Côté assiettes, on offre une carte et deux menus dégustation, cinq ou six services. La carte propose une demi-douzaine d’entrées, trois tentations autour du thème du foie gras, sept ou huit plats principaux, quatre déclinaisons de fromages et cinq desserts que l’on voudrait tous prendre tant les intitulés sont invitants.

La plupart des plats démontrent le talent remarquable des gens en cuisine, le chef bien entendu, mais aussi les autres joyeux lurons participant à l’élaboration des assiettes. Élaboration pointilleuse et infiniment artistique comme dans ce carpaccio de boeuf saisi aux saveurs d’Asie: de fines lamelles de viande crue, relevées d’une interprétation très à-propos de la sauce ponzu (ici sauce soya, lime, oignons), quelques fils de carottes, de radis chinois et de concombres et une glace au concombre parfaite dans la dynamique de cette assiette.

Surprise également magnifique dans ce tartare d’huîtres Beausoleil au caviar de mulet. Ne dites pas: "J’haïs ça, les huîtres!" Rendu là, ça ne s’appelle plus de l’huître, c’est la mer tout entière, la vague qui ramène vers la plage, le rouleau dans lequel les surfers glissent magistralement. Tout l’océan. Et d’une finesse déconcertante dans sa touche de vodka et ses notes de lime qui ajoutent à la gaieté du plat.
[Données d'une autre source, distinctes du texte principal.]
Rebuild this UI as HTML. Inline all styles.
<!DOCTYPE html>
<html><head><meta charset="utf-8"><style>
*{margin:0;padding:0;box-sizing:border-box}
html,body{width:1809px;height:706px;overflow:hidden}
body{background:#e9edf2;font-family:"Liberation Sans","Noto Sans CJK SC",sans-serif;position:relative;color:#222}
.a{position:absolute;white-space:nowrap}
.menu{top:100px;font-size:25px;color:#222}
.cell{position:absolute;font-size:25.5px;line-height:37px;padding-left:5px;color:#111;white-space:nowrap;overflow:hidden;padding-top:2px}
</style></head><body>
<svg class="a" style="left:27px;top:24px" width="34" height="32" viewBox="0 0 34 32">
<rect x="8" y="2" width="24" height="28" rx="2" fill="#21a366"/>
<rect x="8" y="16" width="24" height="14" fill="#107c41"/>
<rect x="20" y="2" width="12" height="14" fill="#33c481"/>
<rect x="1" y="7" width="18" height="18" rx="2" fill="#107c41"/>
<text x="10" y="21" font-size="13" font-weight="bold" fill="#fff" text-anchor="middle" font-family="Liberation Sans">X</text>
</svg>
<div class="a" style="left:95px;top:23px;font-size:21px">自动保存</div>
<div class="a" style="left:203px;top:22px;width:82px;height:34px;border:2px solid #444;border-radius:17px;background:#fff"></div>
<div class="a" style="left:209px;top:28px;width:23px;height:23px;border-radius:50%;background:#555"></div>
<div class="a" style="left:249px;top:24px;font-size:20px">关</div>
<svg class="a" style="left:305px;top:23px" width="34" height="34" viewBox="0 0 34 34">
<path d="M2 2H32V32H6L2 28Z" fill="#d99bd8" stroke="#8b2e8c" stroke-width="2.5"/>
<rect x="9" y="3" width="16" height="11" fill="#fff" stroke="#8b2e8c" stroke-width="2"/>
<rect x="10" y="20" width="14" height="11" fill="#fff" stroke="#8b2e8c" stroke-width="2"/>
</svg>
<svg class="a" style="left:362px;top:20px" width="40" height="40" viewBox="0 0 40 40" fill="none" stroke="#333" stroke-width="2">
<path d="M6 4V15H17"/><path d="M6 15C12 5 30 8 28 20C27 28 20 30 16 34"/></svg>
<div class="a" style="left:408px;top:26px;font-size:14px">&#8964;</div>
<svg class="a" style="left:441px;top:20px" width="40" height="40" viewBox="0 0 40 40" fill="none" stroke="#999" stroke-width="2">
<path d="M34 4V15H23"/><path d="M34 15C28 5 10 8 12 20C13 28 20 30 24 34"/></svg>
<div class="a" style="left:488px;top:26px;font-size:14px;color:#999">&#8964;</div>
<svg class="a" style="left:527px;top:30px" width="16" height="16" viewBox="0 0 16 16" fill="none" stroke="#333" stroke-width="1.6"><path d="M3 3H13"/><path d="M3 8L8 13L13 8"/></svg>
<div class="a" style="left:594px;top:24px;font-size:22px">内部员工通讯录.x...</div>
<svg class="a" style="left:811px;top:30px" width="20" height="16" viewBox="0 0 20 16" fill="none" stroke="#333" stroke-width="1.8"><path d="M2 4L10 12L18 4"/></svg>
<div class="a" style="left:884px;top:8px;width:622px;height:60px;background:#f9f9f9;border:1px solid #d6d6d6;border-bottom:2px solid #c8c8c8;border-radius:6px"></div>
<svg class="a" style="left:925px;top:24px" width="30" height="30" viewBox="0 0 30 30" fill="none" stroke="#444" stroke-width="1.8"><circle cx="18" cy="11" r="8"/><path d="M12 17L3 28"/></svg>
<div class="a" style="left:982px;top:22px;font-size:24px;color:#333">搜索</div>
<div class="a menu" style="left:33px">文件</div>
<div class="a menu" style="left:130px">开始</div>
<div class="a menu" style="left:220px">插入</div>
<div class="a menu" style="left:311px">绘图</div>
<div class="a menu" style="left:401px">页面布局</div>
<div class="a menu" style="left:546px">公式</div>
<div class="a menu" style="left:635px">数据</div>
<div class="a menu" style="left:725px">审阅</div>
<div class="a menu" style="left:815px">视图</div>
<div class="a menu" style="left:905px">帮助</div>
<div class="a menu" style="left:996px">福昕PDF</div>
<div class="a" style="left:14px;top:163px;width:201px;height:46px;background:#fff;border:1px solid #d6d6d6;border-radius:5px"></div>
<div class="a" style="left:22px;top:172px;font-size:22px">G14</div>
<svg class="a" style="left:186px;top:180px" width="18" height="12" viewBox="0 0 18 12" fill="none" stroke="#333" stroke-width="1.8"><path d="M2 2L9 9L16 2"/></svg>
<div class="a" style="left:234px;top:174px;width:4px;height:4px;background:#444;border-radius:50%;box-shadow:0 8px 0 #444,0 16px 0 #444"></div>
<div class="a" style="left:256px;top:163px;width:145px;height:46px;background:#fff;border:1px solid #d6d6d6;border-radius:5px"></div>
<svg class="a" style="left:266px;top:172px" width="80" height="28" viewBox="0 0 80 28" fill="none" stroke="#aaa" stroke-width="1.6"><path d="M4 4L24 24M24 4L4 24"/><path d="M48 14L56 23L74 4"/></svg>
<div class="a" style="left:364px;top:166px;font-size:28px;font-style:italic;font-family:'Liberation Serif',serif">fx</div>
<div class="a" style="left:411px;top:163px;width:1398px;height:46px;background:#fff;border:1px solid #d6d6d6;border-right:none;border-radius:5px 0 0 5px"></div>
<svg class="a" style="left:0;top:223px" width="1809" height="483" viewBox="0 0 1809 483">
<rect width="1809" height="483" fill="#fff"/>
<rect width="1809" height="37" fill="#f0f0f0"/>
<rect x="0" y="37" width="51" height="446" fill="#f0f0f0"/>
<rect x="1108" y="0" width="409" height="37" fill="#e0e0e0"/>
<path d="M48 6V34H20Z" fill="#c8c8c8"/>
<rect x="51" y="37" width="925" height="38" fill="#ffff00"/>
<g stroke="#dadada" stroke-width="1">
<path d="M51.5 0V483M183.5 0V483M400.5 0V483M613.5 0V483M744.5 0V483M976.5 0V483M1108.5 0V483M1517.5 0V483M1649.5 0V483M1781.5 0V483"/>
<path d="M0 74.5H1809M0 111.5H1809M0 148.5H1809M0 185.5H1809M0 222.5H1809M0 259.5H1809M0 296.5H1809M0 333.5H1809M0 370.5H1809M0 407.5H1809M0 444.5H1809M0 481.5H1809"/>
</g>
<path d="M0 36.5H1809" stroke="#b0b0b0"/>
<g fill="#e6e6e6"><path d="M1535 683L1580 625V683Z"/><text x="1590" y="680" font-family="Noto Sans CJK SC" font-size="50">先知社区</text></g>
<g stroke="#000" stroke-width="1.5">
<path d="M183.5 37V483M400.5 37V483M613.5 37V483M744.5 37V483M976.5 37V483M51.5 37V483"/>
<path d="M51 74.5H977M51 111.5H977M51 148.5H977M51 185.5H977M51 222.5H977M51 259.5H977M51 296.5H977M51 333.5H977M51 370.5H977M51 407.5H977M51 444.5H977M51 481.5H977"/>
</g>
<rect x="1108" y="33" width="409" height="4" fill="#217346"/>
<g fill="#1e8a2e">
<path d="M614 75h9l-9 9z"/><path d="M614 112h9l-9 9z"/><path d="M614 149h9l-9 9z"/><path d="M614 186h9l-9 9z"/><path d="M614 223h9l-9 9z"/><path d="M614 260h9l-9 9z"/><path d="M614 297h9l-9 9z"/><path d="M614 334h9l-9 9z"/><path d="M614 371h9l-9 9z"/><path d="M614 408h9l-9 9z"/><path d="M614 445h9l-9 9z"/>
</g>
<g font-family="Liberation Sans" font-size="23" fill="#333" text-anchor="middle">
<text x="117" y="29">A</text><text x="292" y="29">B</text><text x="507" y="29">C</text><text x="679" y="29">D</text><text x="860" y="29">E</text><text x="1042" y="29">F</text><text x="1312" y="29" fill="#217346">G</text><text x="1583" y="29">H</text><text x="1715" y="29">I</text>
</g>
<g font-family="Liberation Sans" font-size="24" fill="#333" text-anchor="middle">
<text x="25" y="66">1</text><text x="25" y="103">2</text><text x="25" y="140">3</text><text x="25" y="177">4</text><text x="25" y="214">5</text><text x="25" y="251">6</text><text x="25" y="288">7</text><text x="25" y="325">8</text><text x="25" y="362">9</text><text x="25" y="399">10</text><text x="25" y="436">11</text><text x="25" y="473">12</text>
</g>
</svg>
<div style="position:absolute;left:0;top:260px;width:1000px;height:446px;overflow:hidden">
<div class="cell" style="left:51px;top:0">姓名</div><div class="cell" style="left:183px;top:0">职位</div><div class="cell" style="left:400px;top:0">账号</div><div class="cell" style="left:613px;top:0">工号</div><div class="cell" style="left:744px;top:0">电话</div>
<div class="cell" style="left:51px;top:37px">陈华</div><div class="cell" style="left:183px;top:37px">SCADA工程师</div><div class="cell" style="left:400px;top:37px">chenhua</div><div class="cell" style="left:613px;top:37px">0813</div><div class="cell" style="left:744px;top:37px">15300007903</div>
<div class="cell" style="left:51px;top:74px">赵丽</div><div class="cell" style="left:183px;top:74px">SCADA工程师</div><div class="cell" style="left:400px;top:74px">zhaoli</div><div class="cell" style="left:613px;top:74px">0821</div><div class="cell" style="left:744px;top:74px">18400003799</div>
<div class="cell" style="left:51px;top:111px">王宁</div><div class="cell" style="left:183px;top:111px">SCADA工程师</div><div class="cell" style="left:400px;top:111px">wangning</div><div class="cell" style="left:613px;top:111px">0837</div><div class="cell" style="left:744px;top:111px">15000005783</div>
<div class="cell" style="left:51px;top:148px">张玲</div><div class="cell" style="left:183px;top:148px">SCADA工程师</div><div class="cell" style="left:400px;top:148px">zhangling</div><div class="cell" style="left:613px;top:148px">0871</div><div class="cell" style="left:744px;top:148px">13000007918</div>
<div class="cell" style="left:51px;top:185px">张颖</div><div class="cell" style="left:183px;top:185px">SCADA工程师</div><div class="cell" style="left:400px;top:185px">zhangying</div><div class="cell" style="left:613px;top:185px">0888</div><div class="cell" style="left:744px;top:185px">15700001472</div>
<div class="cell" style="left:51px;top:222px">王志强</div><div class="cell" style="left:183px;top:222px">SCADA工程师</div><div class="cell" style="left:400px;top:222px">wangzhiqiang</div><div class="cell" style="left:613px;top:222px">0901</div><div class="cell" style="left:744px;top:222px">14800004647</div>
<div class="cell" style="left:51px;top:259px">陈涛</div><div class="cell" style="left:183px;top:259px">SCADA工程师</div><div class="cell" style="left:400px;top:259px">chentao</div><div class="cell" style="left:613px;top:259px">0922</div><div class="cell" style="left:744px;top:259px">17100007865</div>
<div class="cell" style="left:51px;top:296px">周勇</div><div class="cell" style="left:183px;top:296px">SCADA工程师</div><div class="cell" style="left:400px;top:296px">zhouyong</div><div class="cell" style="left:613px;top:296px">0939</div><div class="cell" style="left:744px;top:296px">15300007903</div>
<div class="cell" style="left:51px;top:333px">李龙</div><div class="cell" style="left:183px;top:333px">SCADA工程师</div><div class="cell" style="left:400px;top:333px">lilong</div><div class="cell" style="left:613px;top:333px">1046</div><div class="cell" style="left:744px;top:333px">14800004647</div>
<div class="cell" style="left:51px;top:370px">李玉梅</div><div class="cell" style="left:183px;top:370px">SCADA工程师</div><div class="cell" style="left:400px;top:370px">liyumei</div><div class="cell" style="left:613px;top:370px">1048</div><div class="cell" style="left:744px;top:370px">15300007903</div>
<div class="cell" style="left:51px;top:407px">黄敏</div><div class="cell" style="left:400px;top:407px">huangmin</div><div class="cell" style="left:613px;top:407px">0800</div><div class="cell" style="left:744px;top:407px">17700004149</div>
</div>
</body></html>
Grande maîtrise technique donc, un sens très pointu des textures, des goûts et des odeurs. Cette cuisine a quelque chose de terrien – dans le sens "odeur de la terre". Peut-être appelle-t-on ça de l’authenticité. Et en même temps, elle fait preuve d’une grande discrétion, d’une légèreté presque émouvante.

Tous ces bonheurs se retrouvent par exemple dans le ris de veau croustillant façon Rossini. Authenticité dans ce pain brioché qui sert de base au plat, dans les généreux morceaux de portabella et dans les feuilles d’épinards qui soutiennent le ris impeccablement croustillant ou encore dans la fine tranche de foie gras poêlé et d’un goût qui m’a rappelé les meilleurs foies gras dégustés à Sarlat, à Cahors ou à Auch, villes où l’on ne rigole pas avec la chose. Discrétion dans la présence à peine sentie et pourtant nécessaire de la truffe dans le jus de viande au Madère. Du grand art. Véritablement vertigineux.

Les intitulés des desserts ne correspondent pas à ce qui est dans les assiettes (Tatin? Mi-cuit?), mais c’est accessoire tant le résultat est décadent. Tarte Tatin d’ananas confit au miel épicé de cardamome, cannelle, muscade, clou de girofle et poivre ou tourte au chocolat mi-cuite, présentée dans un ramequin et qui n’est pas sans rappeler celle dont nous honora pendant son bref passage sur terre Nicolas Jongleux. Irrésistible.

On roule hors du restaurant. Béats. Pris de vertiges multiples. Les gourmets et gourmettes (ça, c’est pour l’insignifiant perpétuel) viendront planer ici très vite et très souvent, c’est certain. On leur souhaite seulement que la prochaine fois, les décorations de Noël auront disparu. Le décor y gagnera.

Vertige
540, rue Duluth Est
514 842-4443

Ouvert en soirée du mardi au samedi. Puisque tout a un prix, y compris les vertiges, préparez un de ces jolis billets bruns que vous gardiez pour les grandes occasions. Une soirée ici est effectivement une grande occasion.